You can deploy this service easily using docker images that I have pre-built. Simply clone this repository, download the docker image from https://dss.izahn.com//ista/iqss-jupyter-notebook.tar (md5sum: 97ab45131ed97624dec2f8067e371980), load it with docker load --input iqss-jupyter-notebook.tar, and start the service by running the included start-tmpnb.sh script. Note that the image is about 3 Gb, so loading it into docker is expected to be slow. The start-tmpnb.sh script will pull and run additional docker images from the Jupyter project and start Jupyter notebook services running on port 8000.

You can stop reading here unless you want to build the images yourself.

Building and deploying

I have chosen Archlinux as the base upon which to build the docker image running Jupyter. This is because Archlinux provides up-to-date versions of R, Python, Octave etc., unlike most Linux distributions which tend to ship older versions of these packages. This choice creates some difficulties, because Archlinux does not provide an official docker image.
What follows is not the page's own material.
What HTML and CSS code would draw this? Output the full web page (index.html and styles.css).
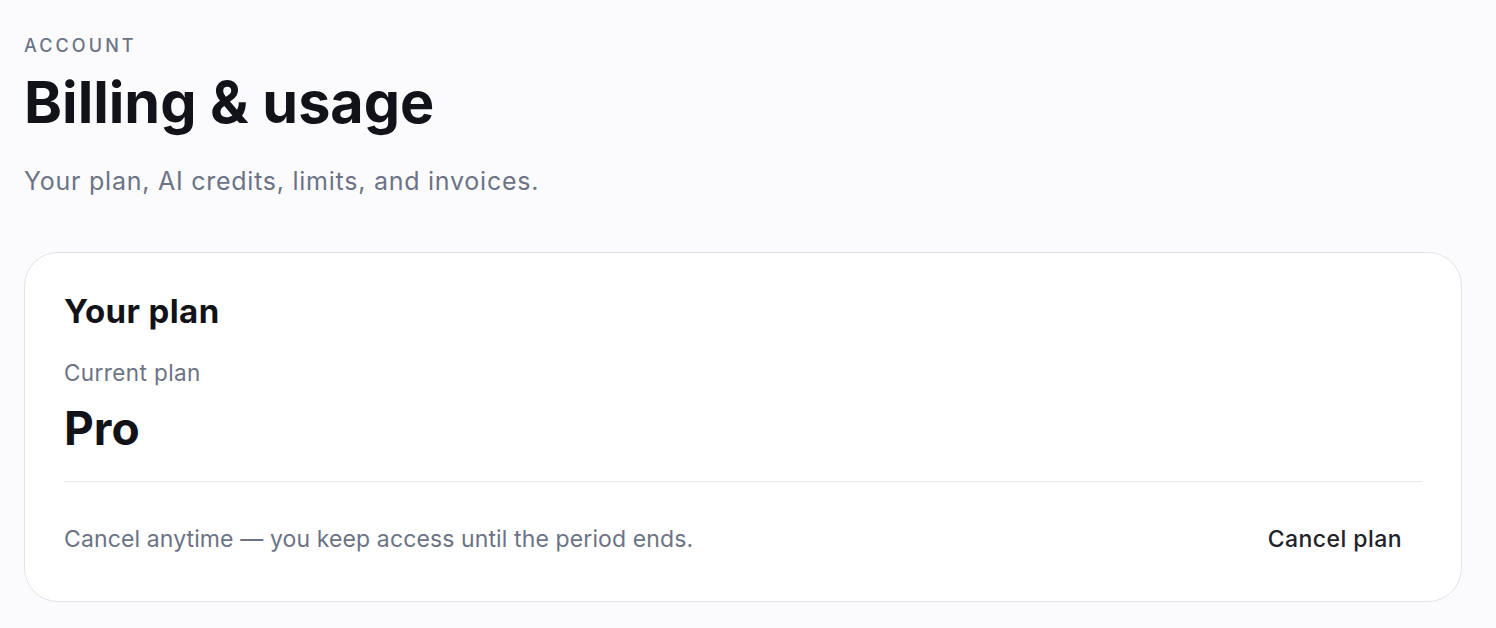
FILE: index.html
```html
<!DOCTYPE html>
<html lang="en">
<head>
<meta charset="utf-8">
<title>Billing & usage</title>
<link rel="stylesheet" href="styles.css">
</head>
<body>
<main class="page">
  <header class="page-header">
    <div class="eyebrow">ACCOUNT</div>
    <h1 class="title">Billing &amp; usage</h1>
    <p class="subtitle">Your plan, AI credits, limits, and invoices.</p>
  </header>
  <section class="card">
    <h2 class="card-title">Your plan</h2>
    <div class="plan-label">Current plan</div>
    <div class="plan-name">Pro</div>
    <div class="card-footer">
      <p class="footer-note">Cancel anytime — you keep access until the period ends.</p>
      <button class="btn-cancel" type="button">Cancel plan</button>
    </div>
  </section>
</main>
</body>
</html>
```
FILE: styles.css
```css
* { box-sizing: border-box; }
html, body { margin: 0; padding: 0; }
body {
  background: #fbfbfe;
  font-family: "Inter", "Noto Sans", sans-serif;
  color: #121419;
}
.page {
  padding: 35px 34px 26px 24px;
}
.eyebrow {
  font-size: 18px;
  line-height: 22px;
  letter-spacing: 3.1px;
  color: #6b7385;
  font-weight: 500;
}
.title {
  margin: 13px 0 0;
  font-size: 57.5px;
  line-height: 64px;
  font-weight: 700;
  letter-spacing: 0;
  color: #111318;
}
.subtitle {
  margin: 31px 0 0;
  font-size: 25px;
  line-height: 32px;
  letter-spacing: 0.75px;
  color: #6b7385;
}
.card {
  margin-top: 55px;
  background: #ffffff;
  border: 1px solid #e2e3ea;
  border-radius: 34px;
  padding: 38px 39px 39px 39px;
}
.card-title {
  margin: 0;
  font-size: 33px;
  line-height: 40px;
  font-weight: 650;
  letter-spacing: 0.4px;
  color: #111318;
}
.plan-label {
  margin-top: 27px;
  font-size: 22.5px;
  line-height: 30px;
  letter-spacing: 0.4px;
  color: #6b7385;
}
.plan-name {
  margin-top: 12px;
  font-size: 46px;
  line-height: 56px;
  font-weight: 700;
  color: #111318;
}
.card-footer {
  margin-top: 25px;
  border-top: 1px solid #e8e9ee;
  padding-top: 34px;
  display: flex;
  align-items: center;
  justify-content: space-between;
}
.footer-note {
  margin: 0;
  font-size: 23px;
  line-height: 30px;
  letter-spacing: 0.12px;
  color: #6b7385;
}
.btn-cancel {
  font-family: inherit;
  background: transparent;
  border: 0;
  padding: 8px 20px;
  font-size: 23px;
  line-height: 30px;
  font-weight: 520;
  letter-spacing: 0.45px;
  color: #1f2229;
  cursor: pointer;
}
```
Acquiring an Archlinux docker image

The first step is to build or otherwise acquire an Archlinux docker image. There are at least two approaches.

I have built an Archlinux docker image that you can download from https://dss.izahn.com//ista/archlinux.tar (md5sum: 2f25fc6036f06629ec3431015b371b7d). You can load this image into docker using docker load.

If you want to build the Archlinux image yourself you can do so using the build script provided by docker. I have included copies the required files in this repository for convenience. This is the approach I recommend because it avoids relying on unofficial docker images, and because it produces a clean and up-to-date base on which to build. The downside is that you need an Archlinux system on which to build the image. If you don't already have an Archlinux installation, install Arch following the Beginners guide. Then install docker and the build scripts with pacman -S base-devel git docker arch-install-scripts. Finally, clone this repository and run

cp /etc/pacman.conf ./mkimage-arch-pacman.conf # or get a pacman.conf from somewhere else 
LC_ALL=C ./mkimage-arch.sh # LC_ALL=C because the script parses the console output

to build the image (it will be tagged Archlinux). See the Archlinux wiki for details about running Archlinux in docker.

Alternatively you can use the unofficial image (docker pull base/archlinux) and change FROM archlinux to FROM base/archlinux in the Dockerfile. This is easy but requires relying on the unofficial base/archlinux docker image. It is also somewhat less than ideal because base/archlinux is not frequently updated.

Build and deploy docker images running Jupyter

Once you have acquired an Archlinux docker image building the image with everything needed to run DSS workshops is easy. Install docker and git, clone this repository and cd to it, and build the image with docker build -t iqss-jupyter-notebook . Once the image finishes building you can start the service by running the included start-tmpnb script.